▶ _Request_:
Write out the entire listing below exactly as it appears, minus any pictures.

#### Provided material ####

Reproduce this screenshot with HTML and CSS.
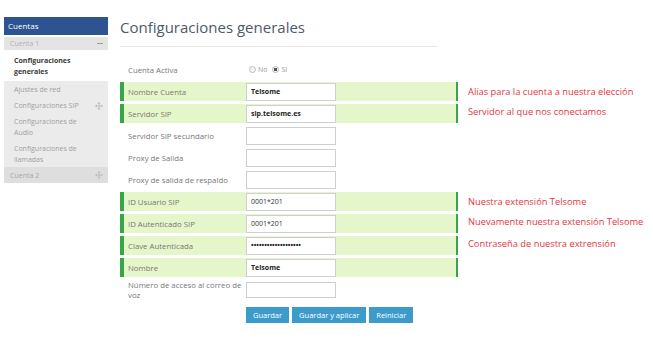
FILE: index.html
```html
<!DOCTYPE html>
<html lang="es">
<head>
    <meta charset="UTF-8">
    <title>Configuraciones generales</title>
    <link rel="stylesheet" href="styles.css">
</head>
<body>
    <div class="page">
        <div class="sidebar">
            <div class="side-head">Cuentas</div>
            <div class="side-group">
                <span>Cuenta 1</span>
                <span class="minus"></span>
            </div>
            <div class="side-item active"><span>Configuraciones generales</span></div>
            <div class="side-list">
                <div class="side-item"><span>Ajustes de red</span></div>
                <div class="side-item">
                    <span>Configuraciones SIP</span>
                    <svg class="move" viewBox="0 0 10 10"><path d="M5 1.5v7M1.5 5h7" stroke="#b8b8b8" stroke-width="1"/><path d="M5 0 3 2.2h4zM5 10 3 7.8h4zM0 5 2.2 3v4zM10 5 7.8 3v4z" fill="#b8b8b8"/></svg>
                </div>
                <div class="side-item"><span>Configuraciones de Audio</span></div>
                <div class="side-item"><span>Configuraciones de llamadas</span></div>
                <div class="side-group dark">
                    <span>Cuenta 2</span>
                    <svg class="move" viewBox="0 0 10 10"><path d="M5 1.5v7M1.5 5h7" stroke="#b8b8b8" stroke-width="1"/><path d="M5 0 3 2.2h4zM5 10 3 7.8h4zM0 5 2.2 3v4zM10 5 7.8 3v4z" fill="#b8b8b8"/></svg>
                </div>
            </div>
        </div>

        <div class="main">
            <h1>Configuraciones generales</h1>
            <form class="config">
                <div class="line">
                    <div class="field">
                        <label>Cuenta Activa</label>
                        <div class="radios">
                            <span class="radio"></span><span>No</span>
                            <span class="radio on"></span><span>SI</span>
                        </div>
                    </div>
                </div>
                <div class="line">
                    <div class="field mark">
                        <label>Nombre Cuenta</label>
                        <input type="text" value="Telsome">
                    </div>
                    <div class="note">Alias para la cuenta a nuestra elección</div>
                </div>
                <div class="line">
                    <div class="field mark">
                        <label>Servidor SIP</label>
                        <input type="text" value="sip.telsome.es">
                    </div>
                    <div class="note up">Servidor al que nos conectamos</div>
                </div>
                <div class="line">
                    <div class="field">
                        <label>Servidor SIP secundario</label>
                        <input type="text">
                    </div>
                </div>
                <div class="line">
                    <div class="field">
                        <label>Proxy de Salida</label>
                        <input type="text">
                    </div>
                </div>
                <div class="line">
                    <div class="field">
                        <label>Proxy de salida de respaldo</label>
                        <input type="text">
                    </div>
                </div>
                <div class="line">
                    <div class="field mark">
                        <label>ID Usuario SIP</label>
                        <input type="text" class="plain" value="0001*201">
                    </div>
                    <div class="note">Nuestra extensión Telsome</div>
                </div>
                <div class="line">
                    <div class="field mark">
                        <label>ID Autenticado SIP</label>
                        <input type="text" class="plain" value="0001*201">
                    </div>
                    <div class="note up">Nuevamente nuestra extensión Telsome</div>
                </div>
                <div class="line">
                    <div class="field mark">
                        <label>Clave Autenticada</label>
                        <input type="password" value="1234567890123456789">
                    </div>
                    <div class="note up">Contraseña de nuestra extrensión</div>
                </div>
                <div class="line">
                    <div class="field mark">
                        <label>Nombre</label>
                        <input type="text" value="Telsome">
                    </div>
                </div>
                <div class="line tall">
                    <div class="field">
                        <label>Número de acceso al correo de voz</label>
                        <input type="text">
                    </div>
                </div>
                <div class="buttons">
                    <button type="button">Guardar</button>
                    <button type="button">Guardar y aplicar</button>
                    <button type="button">Reiniciar</button>
                </div>
            </form>
        </div>
    </div>
</body>
</html>
```

FILE: styles.css
```css
body {
    margin: 0;
    font-family: "Open Sans", "Liberation Sans", sans-serif;
    background-color: #fff;
}

.page {
    display: flex;
    align-items: flex-start;
}

/* sidebar */

.sidebar {
    width: 104px;
    margin: 17px 0 0 4px;
    font-size: 7px;
}

.side-head {
    height: 18px;
    line-height: 18px;
    padding-left: 4px;
    background-color: #2d5391;
    color: #fff;
    font-size: 8px;
}

.side-group {
    display: flex;
    justify-content: space-between;
    align-items: center;
    height: 13px;
    margin-top: 2px;
    padding: 0 5px 0 6px;
    background-color: #e4e4e4;
    color: #b0b0b0;
}

.side-group.dark {
    height: 16px;
    margin-top: 0;
    background-color: #dedede;
    color: #a8a8a8;
}

.minus {
    width: 6px;
    height: 1px;
    background-color: #9a9a9a;
}

.move {
    width: 8px;
    height: 8px;
}

.side-item {
    display: flex;
    justify-content: space-between;
    align-items: center;
    padding: 3px 5px 2px 10px;
    line-height: 11px;
    color: #a0a0a0;
}

.side-item span {
    max-width: 76px;
}

.side-item.active {
    padding: 6px 10px 4px 10px;
    line-height: 10.5px;
    font-weight: bold;
    color: #3a3a3a;
}

.side-list {
    background-color: #ebebeb;
}

/* main */

.main {
    margin-left: 12px;
}

h1 {
    width: 317px;
    margin: 17px 0 13px 0;
    padding-bottom: 9px;
    border-bottom: 1px solid #e6e6e6;
    font-size: 15px;
    line-height: 20px;
    font-weight: normal;
    color: #4d5a6a;
}

.line {
    display: flex;
    align-items: center;
    height: 19px;
    margin-bottom: 3px;
}

.line.tall {
    height: 20px;
    margin-bottom: 7px;
}

.field {
    display: flex;
    align-items: center;
    width: 332px;
    height: 100%;
    border-left: 4px solid transparent;
    border-right: 2px solid transparent;
}

.field.mark {
    background-color: #e6f6cb;
    border-left-color: #38a548;
    border-right-color: #38a548;
}

label {
    width: 118px;
    padding-left: 4px;
    font-size: 7.8px;
    line-height: 10px;
    color: #777;
}

input {
    box-sizing: border-box;
    width: 90px;
    height: 18px;
    margin: 0;
    padding: 0 4px;
    border: 1px solid #cfcfcf;
    background-color: #fff;
    font-family: "Open Sans", "Liberation Sans", sans-serif;
    font-size: 7px;
    font-weight: bold;
    color: #222;
}

input.plain {
    font-weight: normal;
    color: #333;
}

.line.tall input {
    height: 16px;
}

.radios {
    display: flex;
    align-items: center;
    gap: 2px;
    font-size: 7px;
    color: #999;
    padding-left: 3px;
}

.radio {
    box-sizing: border-box;
    width: 7px;
    height: 7px;
    border: 1px solid #bbb;
    border-radius: 50%;
    background-color: #f4f4f4;
}

.radio.on {
    margin-left: 3px;
    background: radial-gradient(circle, #555 0 1.5px, #f4f4f4 2px);
}

.note {
    margin-left: 10px;
    font-size: 9.3px;
    color: #e3353f;
    white-space: nowrap;
}

.note.up {
    margin-top: -4px;
}

.buttons {
    display: flex;
    gap: 3px;
    margin-left: 126px;
}

button {
    height: 16px;
    padding: 0 7px;
    border: none;
    background-color: #3d9bcb;
    color: #fff;
    font-family: "Open Sans", "Liberation Sans", sans-serif;
    font-size: 7.5px;
}
```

####

▶ _Solved exercise_:
Reproduce this screenshot with HTML and CSS.
FILE: index.html
```html
<!DOCTYPE html>
<html lang="es">
<head>
    <meta charset="UTF-8">
    <title>Configuraciones generales</title>
    <link rel="stylesheet" href="styles.css">
</head>
<body>
    <div class="page">
        <div class="sidebar">
            <div class="side-head">Cuentas</div>
            <div class="side-group">
                <span>Cuenta 1</span>
                <span class="minus"></span>
            </div>
            <div class="side-item active"><span>Configuraciones generales</span></div>
            <div class="side-list">
                <div class="side-item"><span>Ajustes de red</span></div>
                <div class="side-item">
                    <span>Configuraciones SIP</span>
                    <svg class="move" viewBox="0 0 10 10"><path d="M5 1.5v7M1.5 5h7" stroke="#b8b8b8" stroke-width="1"/><path d="M5 0 3 2.2h4zM5 10 3 7.8h4zM0 5 2.2 3v4zM10 5 7.8 3v4z" fill="#b8b8b8"/></svg>
                </div>
                <div class="side-item"><span>Configuraciones de Audio</span></div>
                <div class="side-item"><span>Configuraciones de llamadas</span></div>
                <div class="side-group dark">
                    <span>Cuenta 2</span>
                    <svg class="move" viewBox="0 0 10 10"><path d="M5 1.5v7M1.5 5h7" stroke="#b8b8b8" stroke-width="1"/><path d="M5 0 3 2.2h4zM5 10 3 7.8h4zM0 5 2.2 3v4zM10 5 7.8 3v4z" fill="#b8b8b8"/></svg>
                </div>
            </div>
        </div>

        <div class="main">
            <h1>Configuraciones generales</h1>
            <form class="config">
                <div class="line">
                    <div class="field">
                        <label>Cuenta Activa</label>
                        <div class="radios">
                            <span class="radio"></span><span>No</span>
                            <span class="radio on"></span><span>SI</span>
                        </div>
                    </div>
                </div>
                <div class="line">
                    <div class="field mark">
                        <label>Nombre Cuenta</label>
                        <input type="text" value="Telsome">
                    </div>
                    <div class="note">Alias para la cuenta a nuestra elección</div>
                </div>
                <div class="line">
                    <div class="field mark">
                        <label>Servidor SIP</label>
                        <input type="text" value="sip.telsome.es">
                    </div>
                    <div class="note up">Servidor al que nos conectamos</div>
                </div>
                <div class="line">
                    <div class="field">
                        <label>Servidor SIP secundario</label>
                        <input type="text">
                    </div>
                </div>
                <div class="line">
                    <div class="field">
                        <label>Proxy de Salida</label>
                        <input type="text">
                    </div>
                </div>
                <div class="line">
                    <div class="field">
                        <label>Proxy de salida de respaldo</label>
                        <input type="text">
                    </div>
                </div>
                <div class="line">
                    <div class="field mark">
                        <label>ID Usuario SIP</label>
                        <input type="text" class="plain" value="0001*201">
                    </div>
                    <div class="note">Nuestra extensión Telsome</div>
                </div>
                <div class="line">
                    <div class="field mark">
                        <label>ID Autenticado SIP</label>
                        <input type="text" class="plain" value="0001*201">
                    </div>
                    <div class="note up">Nuevamente nuestra extensión Telsome</div>
                </div>
                <div class="line">
                    <div class="field mark">
                        <label>Clave Autenticada</label>
                        <input type="password" value="1234567890123456789">
                    </div>
                    <div class="note up">Contraseña de nuestra extrensión</div>
                </div>
                <div class="line">
                    <div class="field mark">
                        <label>Nombre</label>
                        <input type="text" value="Telsome">
                    </div>
                </div>
                <div class="line tall">
                    <div class="field">
                        <label>Número de acceso al correo de voz</label>
                        <input type="text">
                    </div>
                </div>
                <div class="buttons">
                    <button type="button">Guardar</button>
                    <button type="button">Guardar y aplicar</button>
                    <button type="button">Reiniciar</button>
                </div>
            </form>
        </div>
    </div>
</body>
</html>
```

FILE: styles.css
```css
body {
    margin: 0;
    font-family: "Open Sans", "Liberation Sans", sans-serif;
    background-color: #fff;
}

.page {
    display: flex;
    align-items: flex-start;
}

/* sidebar */

.sidebar {
    width: 104px;
    margin: 17px 0 0 4px;
    font-size: 7px;
}

.side-head {
    height: 18px;
    line-height: 18px;
    padding-left: 4px;
    background-color: #2d5391;
    color: #fff;
    font-size: 8px;
}

.side-group {
    display: flex;
    justify-content: space-between;
    align-items: center;
    height: 13px;
    margin-top: 2px;
    padding: 0 5px 0 6px;
    background-color: #e4e4e4;
    color: #b0b0b0;
}

.side-group.dark {
    height: 16px;
    margin-top: 0;
    background-color: #dedede;
    color: #a8a8a8;
}

.minus {
    width: 6px;
    height: 1px;
    background-color: #9a9a9a;
}

.move {
    width: 8px;
    height: 8px;
}

.side-item {
    display: flex;
    justify-content: space-between;
    align-items: center;
    padding: 3px 5px 2px 10px;
    line-height: 11px;
    color: #a0a0a0;
}

.side-item span {
    max-width: 76px;
}

.side-item.active {
    padding: 6px 10px 4px 10px;
    line-height: 10.5px;
    font-weight: bold;
    color: #3a3a3a;
}

.side-list {
    background-color: #ebebeb;
}

/* main */

.main {
    margin-left: 12px;
}

h1 {
    width: 317px;
    margin: 17px 0 13px 0;
    padding-bottom: 9px;
    border-bottom: 1px solid #e6e6e6;
    font-size: 15px;
    line-height: 20px;
    font-weight: normal;
    color: #4d5a6a;
}

.line {
    display: flex;
    align-items: center;
    height: 19px;
    margin-bottom: 3px;
}

.line.tall {
    height: 20px;
    margin-bottom: 7px;
}

.field {
    display: flex;
    align-items: center;
    width: 332px;
    height: 100%;
    border-left: 4px solid transparent;
    border-right: 2px solid transparent;
}

.field.mark {
    background-color: #e6f6cb;
    border-left-color: #38a548;
    border-right-color: #38a548;
}

label {
    width: 118px;
    padding-left: 4px;
    font-size: 7.8px;
    line-height: 10px;
    color: #777;
}

input {
    box-sizing: border-box;
    width: 90px;
    height: 18px;
    margin: 0;
    padding: 0 4px;
    border: 1px solid #cfcfcf;
    background-color: #fff;
    font-family: "Open Sans", "Liberation Sans", sans-serif;
    font-size: 7px;
    font-weight: bold;
    color: #222;
}

input.plain {
    font-weight: normal;
    color: #333;
}

.line.tall input {
    height: 16px;
}

.radios {
    display: flex;
    align-items: center;
    gap: 2px;
    font-size: 7px;
    color: #999;
    padding-left: 3px;
}

.radio {
    box-sizing: border-box;
    width: 7px;
    height: 7px;
    border: 1px solid #bbb;
    border-radius: 50%;
    background-color: #f4f4f4;
}

.radio.on {
    margin-left: 3px;
    background: radial-gradient(circle, #555 0 1.5px, #f4f4f4 2px);
}

.note {
    margin-left: 10px;
    font-size: 9.3px;
    color: #e3353f;
    white-space: nowrap;
}

.note.up {
    margin-top: -4px;
}

.buttons {
    display: flex;
    gap: 3px;
    margin-left: 126px;
}

button {
    height: 16px;
    padding: 0 7px;
    border: none;
    background-color: #3d9bcb;
    color: #fff;
    font-family: "Open Sans", "Liberation Sans", sans-serif;
    font-size: 7.5px;
}
```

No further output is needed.